Filter for the word "index" and keep each matching line.

Raw records:
• • • •

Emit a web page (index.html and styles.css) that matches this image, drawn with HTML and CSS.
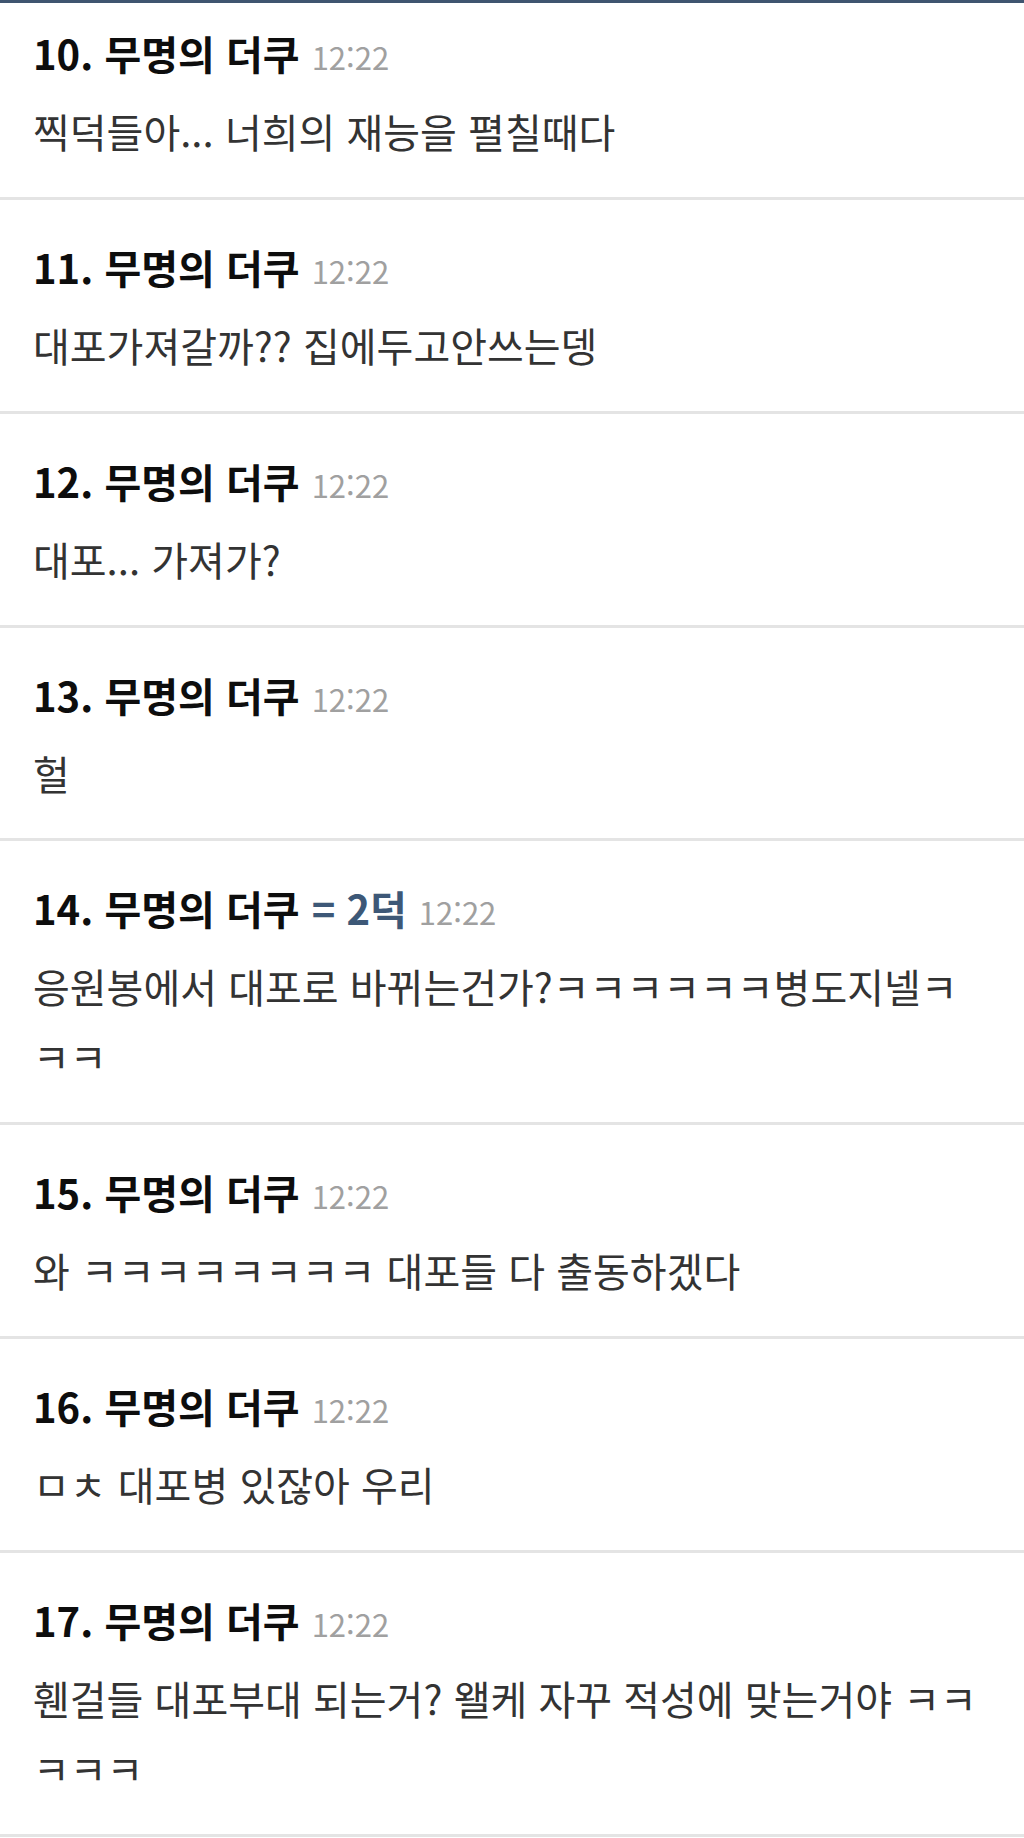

• • • •

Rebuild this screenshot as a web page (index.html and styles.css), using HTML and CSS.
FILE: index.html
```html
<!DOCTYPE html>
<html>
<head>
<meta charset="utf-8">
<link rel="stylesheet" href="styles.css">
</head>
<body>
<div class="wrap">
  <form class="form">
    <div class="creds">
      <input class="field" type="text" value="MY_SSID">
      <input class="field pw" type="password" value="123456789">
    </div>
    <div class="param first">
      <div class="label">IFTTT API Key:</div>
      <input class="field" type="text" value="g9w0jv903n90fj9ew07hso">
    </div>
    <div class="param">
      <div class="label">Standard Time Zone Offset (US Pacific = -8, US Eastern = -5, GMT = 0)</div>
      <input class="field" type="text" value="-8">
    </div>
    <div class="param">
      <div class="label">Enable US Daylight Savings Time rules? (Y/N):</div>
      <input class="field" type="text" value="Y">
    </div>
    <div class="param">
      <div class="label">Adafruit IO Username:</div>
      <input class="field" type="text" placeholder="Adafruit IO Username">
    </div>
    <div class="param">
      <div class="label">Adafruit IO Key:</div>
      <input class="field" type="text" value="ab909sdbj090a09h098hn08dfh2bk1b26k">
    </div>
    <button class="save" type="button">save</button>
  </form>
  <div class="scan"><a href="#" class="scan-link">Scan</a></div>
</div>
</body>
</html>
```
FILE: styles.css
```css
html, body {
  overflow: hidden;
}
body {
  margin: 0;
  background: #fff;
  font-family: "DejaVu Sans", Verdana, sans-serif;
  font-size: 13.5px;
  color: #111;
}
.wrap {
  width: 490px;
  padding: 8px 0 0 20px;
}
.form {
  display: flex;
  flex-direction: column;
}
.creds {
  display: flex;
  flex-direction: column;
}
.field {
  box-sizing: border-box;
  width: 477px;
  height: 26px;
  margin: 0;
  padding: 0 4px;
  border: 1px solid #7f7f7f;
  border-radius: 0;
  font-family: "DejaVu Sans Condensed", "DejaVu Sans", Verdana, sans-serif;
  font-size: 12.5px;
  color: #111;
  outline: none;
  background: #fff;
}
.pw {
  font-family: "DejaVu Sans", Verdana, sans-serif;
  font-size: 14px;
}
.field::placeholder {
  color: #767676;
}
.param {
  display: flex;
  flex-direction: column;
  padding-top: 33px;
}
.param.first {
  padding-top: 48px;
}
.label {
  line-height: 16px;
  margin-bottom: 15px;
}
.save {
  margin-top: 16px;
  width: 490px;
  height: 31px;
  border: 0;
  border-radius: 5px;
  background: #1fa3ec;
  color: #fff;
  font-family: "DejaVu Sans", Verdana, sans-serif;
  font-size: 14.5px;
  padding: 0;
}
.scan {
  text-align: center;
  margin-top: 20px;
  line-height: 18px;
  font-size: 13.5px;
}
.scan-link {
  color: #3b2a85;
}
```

• • • •

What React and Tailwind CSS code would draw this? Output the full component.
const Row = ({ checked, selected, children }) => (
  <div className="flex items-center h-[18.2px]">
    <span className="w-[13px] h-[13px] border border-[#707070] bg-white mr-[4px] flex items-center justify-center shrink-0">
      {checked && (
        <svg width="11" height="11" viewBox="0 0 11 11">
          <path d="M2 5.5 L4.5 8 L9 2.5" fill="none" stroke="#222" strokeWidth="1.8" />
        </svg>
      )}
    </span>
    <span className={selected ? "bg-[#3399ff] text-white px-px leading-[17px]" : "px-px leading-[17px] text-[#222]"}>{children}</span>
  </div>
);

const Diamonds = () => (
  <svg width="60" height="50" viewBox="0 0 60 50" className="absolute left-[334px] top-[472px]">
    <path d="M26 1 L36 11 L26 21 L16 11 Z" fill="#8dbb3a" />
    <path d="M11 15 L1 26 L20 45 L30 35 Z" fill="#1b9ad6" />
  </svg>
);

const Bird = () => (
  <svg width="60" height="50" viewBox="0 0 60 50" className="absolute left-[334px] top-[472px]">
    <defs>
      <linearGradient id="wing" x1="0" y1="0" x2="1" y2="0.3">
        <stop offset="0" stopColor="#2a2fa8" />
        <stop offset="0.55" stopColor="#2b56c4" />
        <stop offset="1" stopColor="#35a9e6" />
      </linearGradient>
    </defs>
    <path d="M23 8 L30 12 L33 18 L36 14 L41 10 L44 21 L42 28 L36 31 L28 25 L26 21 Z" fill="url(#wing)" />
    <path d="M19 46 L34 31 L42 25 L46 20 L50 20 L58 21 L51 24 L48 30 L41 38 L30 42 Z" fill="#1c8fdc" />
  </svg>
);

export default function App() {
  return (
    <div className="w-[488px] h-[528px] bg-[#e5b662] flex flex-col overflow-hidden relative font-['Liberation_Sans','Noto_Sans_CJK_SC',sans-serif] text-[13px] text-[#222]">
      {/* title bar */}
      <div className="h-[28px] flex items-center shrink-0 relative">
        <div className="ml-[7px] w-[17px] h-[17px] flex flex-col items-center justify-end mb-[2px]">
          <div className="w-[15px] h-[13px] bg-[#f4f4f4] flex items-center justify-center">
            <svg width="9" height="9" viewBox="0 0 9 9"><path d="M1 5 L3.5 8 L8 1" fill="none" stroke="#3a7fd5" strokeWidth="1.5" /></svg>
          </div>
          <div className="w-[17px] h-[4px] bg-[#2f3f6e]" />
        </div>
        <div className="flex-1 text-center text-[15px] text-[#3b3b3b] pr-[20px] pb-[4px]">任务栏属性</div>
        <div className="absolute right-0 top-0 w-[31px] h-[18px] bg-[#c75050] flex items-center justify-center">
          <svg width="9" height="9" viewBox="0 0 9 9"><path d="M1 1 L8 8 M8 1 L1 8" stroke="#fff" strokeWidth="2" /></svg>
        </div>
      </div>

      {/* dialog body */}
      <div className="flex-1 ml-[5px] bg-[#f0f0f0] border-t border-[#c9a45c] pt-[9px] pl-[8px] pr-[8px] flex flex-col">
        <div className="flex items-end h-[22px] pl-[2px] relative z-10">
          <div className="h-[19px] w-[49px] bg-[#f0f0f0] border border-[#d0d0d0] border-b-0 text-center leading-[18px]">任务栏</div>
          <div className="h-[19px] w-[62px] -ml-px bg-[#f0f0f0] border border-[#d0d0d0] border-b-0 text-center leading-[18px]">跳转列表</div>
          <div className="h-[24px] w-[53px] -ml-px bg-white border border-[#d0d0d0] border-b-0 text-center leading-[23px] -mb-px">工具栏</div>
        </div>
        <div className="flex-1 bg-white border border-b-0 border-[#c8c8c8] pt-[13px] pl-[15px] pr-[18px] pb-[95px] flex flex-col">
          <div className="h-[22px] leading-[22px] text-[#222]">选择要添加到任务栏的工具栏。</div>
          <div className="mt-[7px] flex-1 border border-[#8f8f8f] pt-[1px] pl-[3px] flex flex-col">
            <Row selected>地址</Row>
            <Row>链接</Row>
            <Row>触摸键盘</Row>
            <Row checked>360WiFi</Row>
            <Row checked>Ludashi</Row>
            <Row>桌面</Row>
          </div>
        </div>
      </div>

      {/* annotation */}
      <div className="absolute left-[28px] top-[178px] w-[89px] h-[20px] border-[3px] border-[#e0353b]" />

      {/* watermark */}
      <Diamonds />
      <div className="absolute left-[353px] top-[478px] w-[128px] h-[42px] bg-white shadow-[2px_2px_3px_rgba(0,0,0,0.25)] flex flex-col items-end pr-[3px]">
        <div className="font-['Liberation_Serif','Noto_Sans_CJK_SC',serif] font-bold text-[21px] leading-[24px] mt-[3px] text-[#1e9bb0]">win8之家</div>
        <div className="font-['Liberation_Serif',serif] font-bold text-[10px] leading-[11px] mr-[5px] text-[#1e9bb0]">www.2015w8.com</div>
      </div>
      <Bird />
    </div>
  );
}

• • • •

Exercise response:
Emit a web page (index.html and styles.css) that matches this image, drawn with HTML and CSS.
Rebuild this screenshot as a web page (index.html and styles.css), using HTML and CSS.
FILE: index.html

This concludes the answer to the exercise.